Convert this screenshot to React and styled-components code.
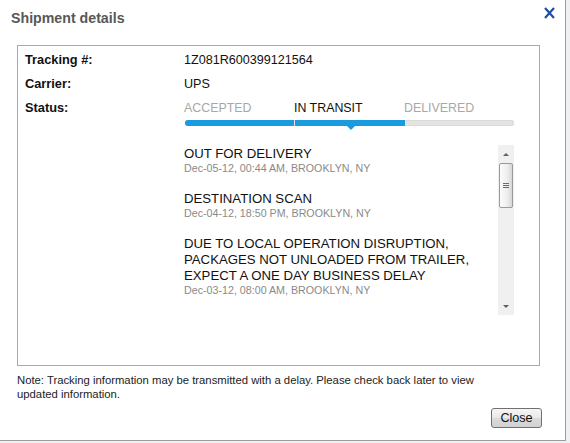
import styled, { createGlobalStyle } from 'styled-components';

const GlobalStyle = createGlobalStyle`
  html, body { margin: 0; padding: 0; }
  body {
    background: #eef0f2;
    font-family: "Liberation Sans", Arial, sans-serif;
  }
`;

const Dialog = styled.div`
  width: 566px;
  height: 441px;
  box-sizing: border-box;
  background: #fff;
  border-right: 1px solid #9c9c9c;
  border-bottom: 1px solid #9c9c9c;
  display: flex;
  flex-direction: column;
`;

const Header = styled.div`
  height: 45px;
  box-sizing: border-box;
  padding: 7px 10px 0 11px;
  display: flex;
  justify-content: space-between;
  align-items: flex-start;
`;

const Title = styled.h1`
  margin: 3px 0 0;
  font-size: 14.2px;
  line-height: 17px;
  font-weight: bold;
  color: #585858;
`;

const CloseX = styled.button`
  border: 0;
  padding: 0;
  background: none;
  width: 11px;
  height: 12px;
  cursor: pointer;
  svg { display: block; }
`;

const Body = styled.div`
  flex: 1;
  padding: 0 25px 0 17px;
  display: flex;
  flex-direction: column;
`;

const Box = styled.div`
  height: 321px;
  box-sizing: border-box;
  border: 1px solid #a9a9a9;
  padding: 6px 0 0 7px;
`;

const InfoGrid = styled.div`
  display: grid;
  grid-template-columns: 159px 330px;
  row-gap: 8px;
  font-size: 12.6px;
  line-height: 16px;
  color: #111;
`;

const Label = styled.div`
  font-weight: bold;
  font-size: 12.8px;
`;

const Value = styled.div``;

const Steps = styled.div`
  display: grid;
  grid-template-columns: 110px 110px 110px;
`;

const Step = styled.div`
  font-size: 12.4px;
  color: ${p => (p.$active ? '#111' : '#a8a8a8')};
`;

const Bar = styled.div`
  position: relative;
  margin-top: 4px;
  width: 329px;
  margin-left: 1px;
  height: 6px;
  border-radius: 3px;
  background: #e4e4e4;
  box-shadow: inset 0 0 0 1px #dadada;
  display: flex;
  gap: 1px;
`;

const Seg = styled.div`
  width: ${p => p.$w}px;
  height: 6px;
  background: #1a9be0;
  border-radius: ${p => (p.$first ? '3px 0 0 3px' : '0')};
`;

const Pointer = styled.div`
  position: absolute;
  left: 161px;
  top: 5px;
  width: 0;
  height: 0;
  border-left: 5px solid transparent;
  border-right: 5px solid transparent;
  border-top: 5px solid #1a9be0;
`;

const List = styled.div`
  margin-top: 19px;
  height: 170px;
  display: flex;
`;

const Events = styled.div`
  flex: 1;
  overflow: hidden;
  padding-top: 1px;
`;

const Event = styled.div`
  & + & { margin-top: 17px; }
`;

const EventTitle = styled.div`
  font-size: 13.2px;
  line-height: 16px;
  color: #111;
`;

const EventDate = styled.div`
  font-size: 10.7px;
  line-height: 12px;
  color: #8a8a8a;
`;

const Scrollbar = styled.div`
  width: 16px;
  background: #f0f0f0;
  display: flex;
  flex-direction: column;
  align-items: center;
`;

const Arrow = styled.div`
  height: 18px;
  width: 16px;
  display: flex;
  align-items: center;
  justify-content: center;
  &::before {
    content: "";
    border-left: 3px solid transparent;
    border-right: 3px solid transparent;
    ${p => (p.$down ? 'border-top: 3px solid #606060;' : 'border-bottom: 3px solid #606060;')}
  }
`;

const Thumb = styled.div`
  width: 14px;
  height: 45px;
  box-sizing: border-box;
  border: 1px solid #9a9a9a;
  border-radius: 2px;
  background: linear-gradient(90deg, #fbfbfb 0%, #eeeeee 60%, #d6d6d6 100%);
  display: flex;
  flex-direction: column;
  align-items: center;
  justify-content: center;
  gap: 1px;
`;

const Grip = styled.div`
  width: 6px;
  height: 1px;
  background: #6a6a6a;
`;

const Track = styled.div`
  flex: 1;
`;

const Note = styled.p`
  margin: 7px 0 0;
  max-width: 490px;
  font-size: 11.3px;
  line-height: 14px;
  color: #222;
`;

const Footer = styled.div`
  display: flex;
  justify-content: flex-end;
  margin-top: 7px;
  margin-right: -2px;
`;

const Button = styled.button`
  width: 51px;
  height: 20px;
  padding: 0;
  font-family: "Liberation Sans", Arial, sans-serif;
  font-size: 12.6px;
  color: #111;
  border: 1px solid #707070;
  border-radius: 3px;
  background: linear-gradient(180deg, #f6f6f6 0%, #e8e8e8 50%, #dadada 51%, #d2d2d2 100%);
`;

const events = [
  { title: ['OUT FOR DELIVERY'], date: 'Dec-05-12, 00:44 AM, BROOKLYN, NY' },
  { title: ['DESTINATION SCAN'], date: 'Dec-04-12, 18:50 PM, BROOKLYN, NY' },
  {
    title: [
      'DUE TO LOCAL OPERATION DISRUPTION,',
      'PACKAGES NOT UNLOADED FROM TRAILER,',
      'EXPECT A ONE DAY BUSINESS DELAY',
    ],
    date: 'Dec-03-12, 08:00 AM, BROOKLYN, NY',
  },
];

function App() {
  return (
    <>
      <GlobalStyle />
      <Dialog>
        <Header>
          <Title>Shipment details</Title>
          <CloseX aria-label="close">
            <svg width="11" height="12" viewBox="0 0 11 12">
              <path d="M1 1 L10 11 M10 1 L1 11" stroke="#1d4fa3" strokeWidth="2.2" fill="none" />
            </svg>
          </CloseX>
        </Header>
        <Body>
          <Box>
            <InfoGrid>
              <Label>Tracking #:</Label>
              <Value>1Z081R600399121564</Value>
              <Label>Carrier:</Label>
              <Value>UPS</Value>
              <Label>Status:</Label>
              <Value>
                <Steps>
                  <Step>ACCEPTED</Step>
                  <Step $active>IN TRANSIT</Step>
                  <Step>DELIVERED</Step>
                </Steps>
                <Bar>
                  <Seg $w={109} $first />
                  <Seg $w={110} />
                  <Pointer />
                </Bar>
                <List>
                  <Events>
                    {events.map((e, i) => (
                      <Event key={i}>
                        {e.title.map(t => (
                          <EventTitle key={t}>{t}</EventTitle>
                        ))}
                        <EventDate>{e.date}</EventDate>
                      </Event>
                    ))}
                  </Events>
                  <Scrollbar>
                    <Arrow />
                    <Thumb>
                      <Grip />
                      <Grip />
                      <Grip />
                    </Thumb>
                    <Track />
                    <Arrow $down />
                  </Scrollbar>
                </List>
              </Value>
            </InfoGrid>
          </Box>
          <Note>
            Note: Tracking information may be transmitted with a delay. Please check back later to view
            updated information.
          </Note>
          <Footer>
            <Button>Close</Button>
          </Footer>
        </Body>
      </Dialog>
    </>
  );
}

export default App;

******************************

▸ **AIM**
Repeat the material verbatim. Do not carry over any picture.

▸ **TASK RESPONSE**
Convert this screenshot to React and styled-components code.
import styled, { createGlobalStyle } from 'styled-components';

const GlobalStyle = createGlobalStyle`
  html, body { margin: 0; padding: 0; }
  body {
    background: #eef0f2;
    font-family: "Liberation Sans", Arial, sans-serif;
  }
`;

const Dialog = styled.div`
  width: 566px;
  height: 441px;
  box-sizing: border-box;
  background: #fff;
  border-right: 1px solid #9c9c9c;
  border-bottom: 1px solid #9c9c9c;
  display: flex;
  flex-direction: column;
`;

const Header = styled.div`
  height: 45px;
  box-sizing: border-box;
  padding: 7px 10px 0 11px;
  display: flex;
  justify-content: space-between;
  align-items: flex-start;
`;

const Title = styled.h1`
  margin: 3px 0 0;
  font-size: 14.2px;
  line-height: 17px;
  font-weight: bold;
  color: #585858;
`;

const CloseX = styled.button`
  border: 0;
  padding: 0;
  background: none;
  width: 11px;
  height: 12px;
  cursor: pointer;
  svg { display: block; }
`;

const Body = styled.div`
  flex: 1;
  padding: 0 25px 0 17px;
  display: flex;
  flex-direction: column;
`;

const Box = styled.div`
  height: 321px;
  box-sizing: border-box;
  border: 1px solid #a9a9a9;
  padding: 6px 0 0 7px;
`;

const InfoGrid = styled.div`
  display: grid;
  grid-template-columns: 159px 330px;
  row-gap: 8px;
  font-size: 12.6px;
  line-height: 16px;
  color: #111;
`;

const Label = styled.div`
  font-weight: bold;
  font-size: 12.8px;
`;

const Value = styled.div``;

const Steps = styled.div`
  display: grid;
  grid-template-columns: 110px 110px 110px;
`;

const Step = styled.div`
  font-size: 12.4px;
  color: ${p => (p.$active ? '#111' : '#a8a8a8')};
`;

const Bar = styled.div`
  position: relative;
  margin-top: 4px;
  width: 329px;
  margin-left: 1px;
  height: 6px;
  border-radius: 3px;
  background: #e4e4e4;
  box-shadow: inset 0 0 0 1px #dadada;
  display: flex;
  gap: 1px;
`;

const Seg = styled.div`
  width: ${p => p.$w}px;
  height: 6px;
  background: #1a9be0;
  border-radius: ${p => (p.$first ? '3px 0 0 3px' : '0')};
`;

const Pointer = styled.div`
  position: absolute;
  left: 161px;
  top: 5px;
  width: 0;
  height: 0;
  border-left: 5px solid transparent;
  border-right: 5px solid transparent;
  border-top: 5px solid #1a9be0;
`;

const List = styled.div`
  margin-top: 19px;
  height: 170px;
  display: flex;
`;

const Events = styled.div`
  flex: 1;
  overflow: hidden;
  padding-top: 1px;
`;

const Event = styled.div`
  & + & { margin-top: 17px; }
`;

const EventTitle = styled.div`
  font-size: 13.2px;
  line-height: 16px;
  color: #111;
`;

const EventDate = styled.div`
  font-size: 10.7px;
  line-height: 12px;
  color: #8a8a8a;
`;

const Scrollbar = styled.div`
  width: 16px;
  background: #f0f0f0;
  display: flex;
  flex-direction: column;
  align-items: center;
`;

const Arrow = styled.div`
  height: 18px;
  width: 16px;
  display: flex;
  align-items: center;
  justify-content: center;
  &::before {
    content: "";
    border-left: 3px solid transparent;
    border-right: 3px solid transparent;
    ${p => (p.$down ? 'border-top: 3px solid #606060;' : 'border-bottom: 3px solid #606060;')}
  }
`;

const Thumb = styled.div`
  width: 14px;
  height: 45px;
  box-sizing: border-box;
  border: 1px solid #9a9a9a;
  border-radius: 2px;
  background: linear-gradient(90deg, #fbfbfb 0%, #eeeeee 60%, #d6d6d6 100%);
  display: flex;
  flex-direction: column;
  align-items: center;
  justify-content: center;
  gap: 1px;
`;

const Grip = styled.div`
  width: 6px;
  height: 1px;
  background: #6a6a6a;
`;

const Track = styled.div`
  flex: 1;
`;

const Note = styled.p`
  margin: 7px 0 0;
  max-width: 490px;
  font-size: 11.3px;
  line-height: 14px;
  color: #222;
`;

const Footer = styled.div`
  display: flex;
  justify-content: flex-end;
  margin-top: 7px;
  margin-right: -2px;
`;

const Button = styled.button`
  width: 51px;
  height: 20px;
  padding: 0;
  font-family: "Liberation Sans", Arial, sans-serif;
  font-size: 12.6px;
  color: #111;
  border: 1px solid #707070;
  border-radius: 3px;
  background: linear-gradient(180deg, #f6f6f6 0%, #e8e8e8 50%, #dadada 51%, #d2d2d2 100%);
`;

const events = [
  { title: ['OUT FOR DELIVERY'], date: 'Dec-05-12, 00:44 AM, BROOKLYN, NY' },
  { title: ['DESTINATION SCAN'], date: 'Dec-04-12, 18:50 PM, BROOKLYN, NY' },
  {
    title: [
      'DUE TO LOCAL OPERATION DISRUPTION,',
      'PACKAGES NOT UNLOADED FROM TRAILER,',
      'EXPECT A ONE DAY BUSINESS DELAY',
    ],
    date: 'Dec-03-12, 08:00 AM, BROOKLYN, NY',
  },
];

function App() {
  return (
    <>
      <GlobalStyle />
      <Dialog>
        <Header>
          <Title>Shipment details</Title>
          <CloseX aria-label="close">
            <svg width="11" height="12" viewBox="0 0 11 12">
              <path d="M1 1 L10 11 M10 1 L1 11" stroke="#1d4fa3" strokeWidth="2.2" fill="none" />
            </svg>
          </CloseX>
        </Header>
        <Body>
          <Box>
            <InfoGrid>
              <Label>Tracking #:</Label>
              <Value>1Z081R600399121564</Value>
              <Label>Carrier:</Label>
              <Value>UPS</Value>
              <Label>Status:</Label>
              <Value>
                <Steps>
                  <Step>ACCEPTED</Step>
                  <Step $active>IN TRANSIT</Step>
                  <Step>DELIVERED</Step>
                </Steps>
                <Bar>
                  <Seg $w={109} $first />
                  <Seg $w={110} />
                  <Pointer />
                </Bar>
                <List>
                  <Events>
                    {events.map((e, i) => (
                      <Event key={i}>
                        {e.title.map(t => (
                          <EventTitle key={t}>{t}</EventTitle>
                        ))}
                        <EventDate>{e.date}</EventDate>
                      </Event>
                    ))}
                  </Events>
                  <Scrollbar>
                    <Arrow />
                    <Thumb>
                      <Grip />
                      <Grip />
                      <Grip />
                    </Thumb>
                    <Track />
                    <Arrow $down />
                  </Scrollbar>
                </List>
              </Value>
            </InfoGrid>
          </Box>
          <Note>
            Note: Tracking information may be transmitted with a delay. Please check back later to view
            updated information.
          </Note>
          <Footer>
            <Button>Close</Button>
          </Footer>
        </Body>
      </Dialog>
    </>
  );
}

export default App;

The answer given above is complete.